“Jay Dandy: We bought the house in June of 2002 and moved in that November. We had been living in a big, Victorian-era house, and this one was equally grand, if not grander. It had soaring 12-foot ceilings.
“Melissa Weber: Also, the rooms were very open and square, as opposed to long and narrow, which is typical of Victorian houses. We were really drawn to the spaciousness of the rooms. It felt more livable.
“Jay: It’s in the Hyde Park-Kenwood area and was built in 1909 for Arthur G. Leonard, president of the Union Stock Yard & Transit Co. We found newspapers from ’09 stuffed in the walls. In the 1930s or ’40s, it was purchased by the Rev. Clarence H. Cobbs, who was a very well-known minister and the founder of the First Church of Deliverance. He was a South Side fixture. We’re told he lived in this house until the late ’70s.

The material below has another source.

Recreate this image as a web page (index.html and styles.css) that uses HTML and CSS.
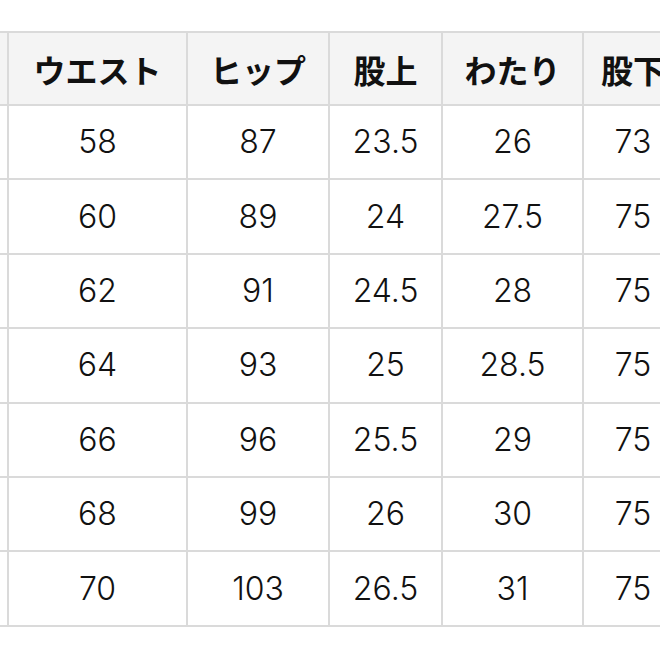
FILE: index.html
```html
<!DOCTYPE html>
<html lang="ja">
<head>
<meta charset="utf-8">
<title>サイズ表</title>
<link rel="stylesheet" href="styles.css">
</head>
<body>
<div class="frame">
  <table class="size-table">
    <colgroup>
      <col class="c0"><col class="c1"><col class="c2"><col class="c3"><col class="c4"><col class="c5">
    </colgroup>
    <thead>
      <tr><th></th><th>ウエスト</th><th>ヒップ</th><th>股上</th><th>わたり</th><th>股下</th></tr>
    </thead>
    <tbody>
      <tr><td></td><td>58</td><td>87</td><td>23.5</td><td>26</td><td>73</td></tr>
      <tr><td></td><td>60</td><td>89</td><td>24</td><td>27.5</td><td>75</td></tr>
      <tr><td></td><td>62</td><td>91</td><td>24.5</td><td>28</td><td>75</td></tr>
      <tr><td></td><td>64</td><td>93</td><td>25</td><td>28.5</td><td>75</td></tr>
      <tr><td></td><td>66</td><td>96</td><td>25.5</td><td>29</td><td>75</td></tr>
      <tr><td></td><td>68</td><td>99</td><td>26</td><td>30</td><td>75</td></tr>
      <tr><td></td><td>70</td><td>103</td><td>26.5</td><td>31</td><td>75</td></tr>
    </tbody>
  </table>
</div>
</body>
</html>
```
FILE: styles.css
```css
html, body {
  margin: 0;
  padding: 0;
  background: #ffffff;
}
.frame {
  width: 660px;
  height: 660px;
  overflow: hidden;
  padding-top: 31px;
  box-sizing: border-box;
}
.size-table {
  border-collapse: collapse;
  table-layout: fixed;
  width: 795px;
  margin-left: -113px;
}
.c0 { width: 120px; }
.c1 { width: 179px; }
.c2 { width: 142px; }
.c3 { width: 113px; }
.c4 { width: 141px; }
.c5 { width: 100px; }
.size-table th,
.size-table td {
  border: 2px solid #dadada;
  text-align: center;
  padding: 0;
}
.size-table th {
  height: 71px;
  background: #f4f4f4;
  font-family: "Noto Sans CJK JP", sans-serif;
  font-size: 32px;
  font-weight: 700;
  color: #111111;
  line-height: 1;
}
.size-table td {
  height: 72.4px;
  font-family: Inter, "Liberation Sans", sans-serif;
  font-size: 32px;
  font-weight: 300;
  color: #111111;
  line-height: 1;
  padding-top: 0;
}
```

“There are people in the neighborhood who as young kids came to the reverend’s house and had Sunday dinners. [During our renovations], they would stop by, concerned that it was being turned into condos or something. But we assured them, no, we were keeping it a single-family home.
“Melissa: Originally, we were going to renovate the entire house at once, but we quickly realized the exterior was one job, and the interior was another job. The first renovation was in 2004, when we did the exterior.
“We took out and restored almost all the windows—there are 90 windows, in all. We did a comparison between restoring and replacing, and it ended up that restoring was actually not that much more expensive.” (Walser, Spring 2020)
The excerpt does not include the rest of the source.